* start Source material *

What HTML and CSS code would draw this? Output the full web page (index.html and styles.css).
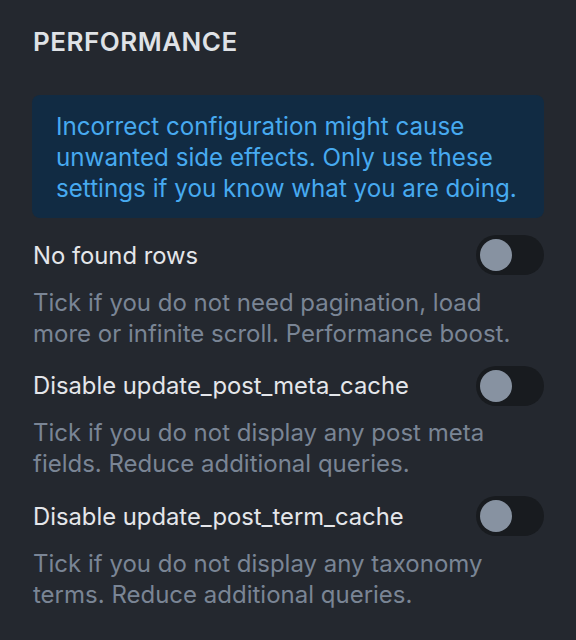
FILE: index.html
```html
<!DOCTYPE html>
<html>
<head>
<meta charset="utf-8">
<link rel="stylesheet" href="styles.css">
</head>
<body>
<div class="panel">
  <h2 class="title">PERFORMANCE</h2>
  <div class="notice">Incorrect configuration might cause unwanted side effects. Only use these settings if you know what you are doing.</div>
  <div class="setting">
    <div class="setting-head">
      <span class="label">No found rows</span>
      <span class="toggle"><span class="knob"></span></span>
    </div>
    <p class="desc">Tick if you do not need pagination, load more or infinite scroll. Performance boost.</p>
  </div>
  <div class="setting">
    <div class="setting-head">
      <span class="label">Disable update_post_meta_cache</span>
      <span class="toggle"><span class="knob"></span></span>
    </div>
    <p class="desc">Tick if you do not display any post meta fields. Reduce additional queries.</p>
  </div>
  <div class="setting">
    <div class="setting-head">
      <span class="label">Disable update_post_term_cache</span>
      <span class="toggle"><span class="knob"></span></span>
    </div>
    <p class="desc">Tick if you do not display any taxonomy terms. Reduce additional queries.</p>
  </div>
</div>
</body>
</html>
```
FILE: styles.css
```css
html, body {
  margin: 0;
  padding: 0;
  background: #24282f;
}
body {
  font-family: Inter, "Noto Sans", sans-serif;
  width: 576px;
  height: 640px;
  overflow: hidden;
}
.panel {
  padding: 26px 32px 0 33px;
  display: flex;
  flex-direction: column;
}
.title {
  margin: 0;
  font-size: 26px;
  font-weight: 600;
  letter-spacing: 0.5px;
  line-height: 32px;
  color: #dfe2e6;
}
.notice {
  margin-top: 37px;
  margin-left: -1px;
  background: #112b43;
  border-radius: 8px;
  padding: 16px 18px 14px 24px;
  color: #47aaf0;
  font-size: 24.2px;
  line-height: 31px;
}
.setting {
  margin-top: 17px;
  display: flex;
  flex-direction: column;
}
.setting-head {
  display: flex;
  align-items: center;
  justify-content: space-between;
  height: 40px;
}
.label {
  color: #e4e6ea;
  font-size: 23.8px;
}
.toggle {
  width: 68px;
  height: 40px;
  border-radius: 20px;
  background: #181b1f;
  display: flex;
  align-items: center;
  padding-left: 4px;
  box-sizing: border-box;
}
.knob {
  width: 32px;
  height: 32px;
  border-radius: 50%;
  background: #8792a1;
}
.desc {
  margin: 11.5px 0 0 0;
  color: #7a8595;
  font-size: 24px;
  line-height: 31px;
  max-width: 490px;
}
```
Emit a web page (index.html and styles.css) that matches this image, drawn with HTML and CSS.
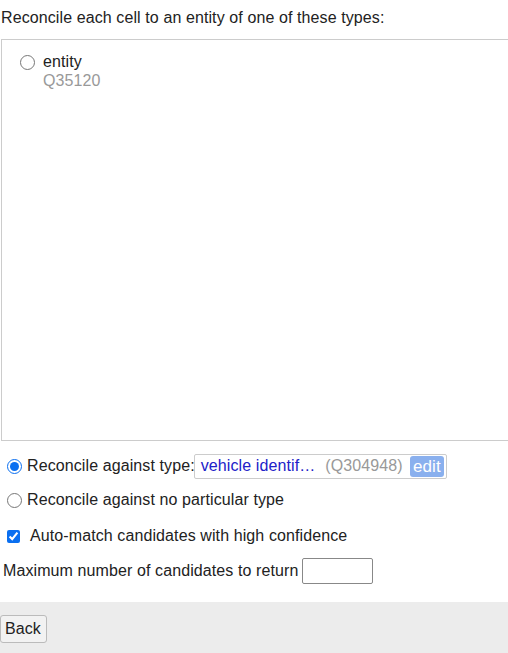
FILE: index.html
```html
<!DOCTYPE html>
<html>
<head>
<meta charset="utf-8">
<link rel="stylesheet" href="styles.css">
</head>
<body>
<div class="page">
  <div class="intro">Reconcile each cell to an entity of one of these types:</div>
  <div class="types">
    <label class="type-choice">
      <input type="radio" name="type" class="radio">
      <span class="type-info">
        <span class="type-name">entity</span>
        <span class="type-id">Q35120</span>
      </span>
    </label>
  </div>
  <div class="option row-type">
    <input type="radio" name="type" class="radio" checked>
    <span class="label">Reconcile against type:</span>
    <span class="type-input">
      <span class="type-value">vehicle identif…</span>
      <span class="type-qid">(Q304948)</span>
      <span class="edit">edit</span>
    </span>
  </div>
  <div class="option row-none">
    <input type="radio" name="type" class="radio">
    <span class="label">Reconcile against no particular type</span>
  </div>
  <div class="option row-auto">
    <input type="checkbox" class="check" checked>
    <span class="label">Auto-match candidates with high confidence</span>
  </div>
  <div class="option row-max">
    <span class="label">Maximum number of candidates to return</span>
    <input type="text" class="max-input">
  </div>
</div>
<div class="footer">
  <button class="back">Back</button>
</div>
</body>
</html>
```
FILE: styles.css
```css
html, body {
  margin: 0;
  padding: 0;
  background: #fff;
  font-family: "Liberation Sans", Arial, sans-serif;
  font-size: 16px;
  color: #222;
  overflow: hidden;
  letter-spacing: 0.1px;
}
.page {
  padding: 0 0 0 1px;
}
.intro {
  padding: 9px 0 0 0;
  height: 39px;
  box-sizing: border-box;
  line-height: 18px;
}
.types {
  border: 1px solid #ccc;
  border-right: none;
  height: 402px;
  margin-right: -10px;
  box-sizing: border-box;
  padding: 12px 0 0 18px;
}
.type-choice {
  display: flex;
  align-items: flex-start;
}
.radio {
  margin: 0;
  width: 15px;
  height: 15px;
  flex: none;
  accent-color: #0a6ff0;
}
.type-choice .radio {
  margin-top: 3px;
}
.type-info {
  display: flex;
  flex-direction: column;
  margin-left: 8px;
  line-height: 19px;
}
.type-id {
  color: #999;
}
.option {
  display: flex;
  align-items: center;
  padding-left: 6px;
}
.row-type {
  margin-top: 12px;
  height: 26px;
}
.row-type .label {
  margin-left: 5px;
}
.type-input {
  display: flex;
  align-items: center;
  border: 1px solid #ccc;
  border-radius: 2px;
  height: 25px;
  box-sizing: border-box;
  padding: 0 2px 0 6px;
  margin-left: -1px;
  width: 253px;
}
.type-value {
  color: #2121c8;
}
.type-qid {
  color: #999;
  margin-left: 10px;
}
.edit {
  margin-left: auto;
  background: #8ab0ee;
  color: #fff;
  border-radius: 3px;
  padding: 0 3px;
  line-height: 21px;
  height: 21px;
  font-size: 17px;
}
.row-none {
  margin-top: 8px;
  height: 26px;
}
.row-none .label {
  margin-left: 5px;
}
.row-auto {
  margin-top: 10px;
  height: 26px;
}
.check {
  margin: 0;
  width: 13px;
  height: 13px;
  accent-color: #0a6ff0;
}
.row-auto .label {
  margin-left: 10px;
}
.row-max {
  margin-top: 8px;
  padding-left: 2px;
  height: 28px;
}
.max-input {
  margin-left: 3px;
  width: 71px;
  height: 26px;
  box-sizing: border-box;
  border: 1px solid #888;
  border-radius: 2px;
  padding: 0;
}
.footer {
  margin-top: 17px;
  background: #ececec;
  height: 60px;
  padding-top: 13px;
  box-sizing: border-box;
}
.back {
  margin: 0;
  font-family: "Liberation Sans", Arial, sans-serif;
  font-size: 16px;
  letter-spacing: 0.1px;
  color: #222;
  background: #f2f2f2;
  border: 1px solid #bbb;
  border-radius: 3px;
  padding: 0 5px 0 4px;
  height: 28px;
}
```
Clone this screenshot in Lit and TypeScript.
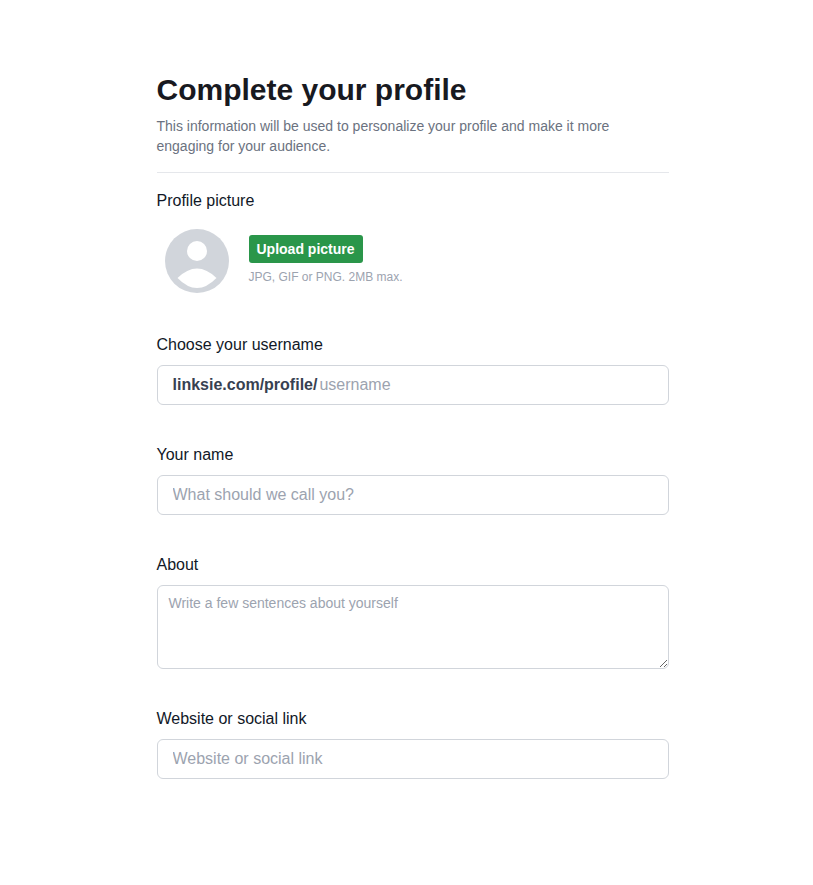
import { LitElement, html, css } from "lit";
import { customElement } from "lit/decorators.js";

@customElement("app-root")
export class AppRoot extends LitElement {
  static styles = css`
    :host {
      display: block;
      font-family: "Liberation Sans", Arial, sans-serif;
      color: #111827;
      background: #fff;
      min-height: 885px;
    }
    * { box-sizing: border-box; }
    .page {
      width: 512px;
      margin-left: 156.5px;
      padding-top: 72px;
      display: flex;
      flex-direction: column;
    }
    h1 {
      margin: 0;
      font-size: 30px;
      line-height: 36px;
      font-weight: 700;
      color: #18191f;
    }
    .sub {
      margin: 8px 0 0;
      font-size: 14px;
      line-height: 20px;
      color: #6b7280;
    }
    hr {
      margin: 16px 0 0;
      border: 0;
      border-top: 1px solid #e5e7eb;
      width: 100%;
    }
    label {
      display: block;
      font-size: 16px;
      line-height: 24px;
      color: #111827;
    }
    .pic-label { margin-top: 16px; }
    .pic {
      display: flex;
      align-items: center;
      gap: 20px;
      margin-top: 16px;
      padding-left: 8px;
    }
    .avatar { width: 64px; height: 64px; display: block; flex: none; }
    .pic-text { padding-bottom: 2px; }
    .upload {
      display: block;
      height: 28px;
      padding: 0 8px;
      border: 0;
      border-radius: 3px;
      background: #2a964a;
      color: #fff;
      font: 700 14px/28px "Liberation Sans", Arial, sans-serif;
    }
    .hint {
      margin: 6px 0 0;
      font-size: 12px;
      line-height: 16px;
      color: #9ca3af;
    }
    .field { margin-top: 38px; display: flex; flex-direction: column; gap: 8px; }
    .field.first { margin-top: 40px; }
    .box {
      display: flex;
      align-items: center;
      width: 100%;
      height: 40px;
      padding: 0 15px;
      border: 1px solid #d1d5db;
      border-radius: 6px;
      background: #fff;
      font: 16px/24px "Liberation Sans", Arial, sans-serif;
      color: #111827;
      outline: none;
    }
    input.box::placeholder, textarea::placeholder, .inner::placeholder { color: #9ca3af; opacity: 1; }
    .prefix { font-weight: 700; color: #374151; white-space: nowrap; }
    .inner {
      flex: 1;
      min-width: 0;
      border: 0;
      outline: none;
      padding: 0 0 0 2px;
      font: 16px/24px "Liberation Sans", Arial, sans-serif;
      background: transparent;
    }
    textarea {
      display: block;
      width: 100%;
      height: 84px;
      padding: 7px 11px;
      border: 1px solid #d1d5db;
      border-radius: 6px;
      font: 14px/20px "Liberation Sans", Arial, sans-serif;
      outline: none;
      resize: vertical;
    }
  `;

  render() {
    return html`
      <div class="page">
        <h1>Complete your profile</h1>
        <p class="sub">This information will be used to personalize your profile and make it more engaging for your audience.</p>
        <hr />
        <label class="pic-label">Profile picture</label>
        <div class="pic">
          <svg class="avatar" viewBox="0 0 64 64" aria-hidden="true">
            <circle cx="32" cy="32" r="32" fill="#d1d5db"></circle>
            <circle cx="32" cy="22" r="10" fill="#fff"></circle>
            <path d="M12.5 49 Q32 30 51.5 49 Q32 69 12.5 49 Z" fill="#fff"></path>
          </svg>
          <div class="pic-text">
            <button class="upload">Upload picture</button>
            <p class="hint">JPG, GIF or PNG. 2MB max.</p>
          </div>
        </div>
        <div class="field first">
          <label>Choose your username</label>
          <div class="box"><span class="prefix">linksie.com/profile/</span><input class="inner" placeholder="username" /></div>
        </div>
        <div class="field">
          <label>Your name</label>
          <input class="box" placeholder="What should we call you?" />
        </div>
        <div class="field">
          <label>About</label>
          <textarea placeholder="Write a few sentences about yourself"></textarea>
        </div>
        <div class="field">
          <label>Website or social link</label>
          <input class="box" placeholder="Website or social link" />
        </div>
      </div>
    `;
  }
}
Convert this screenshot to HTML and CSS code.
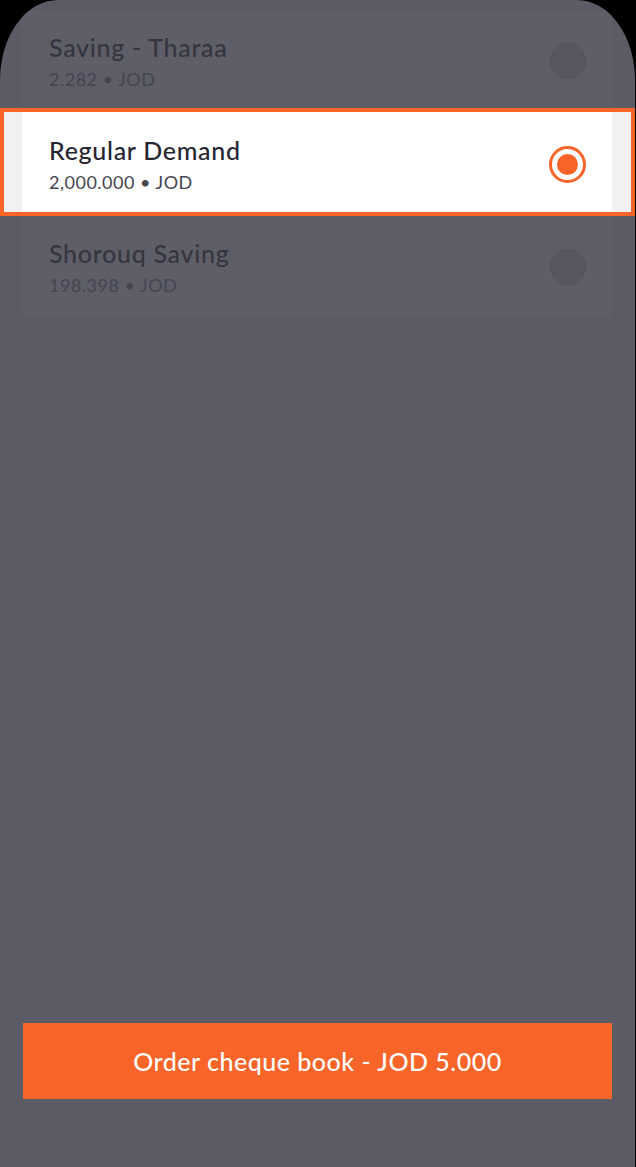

* end Source material *

Instructions to follow:
Using the records above, select and copy every line that has the word "code".

Exercise response:
What HTML and CSS code would draw this? Output the full web page (index.html and styles.css).
Convert this screenshot to HTML and CSS code.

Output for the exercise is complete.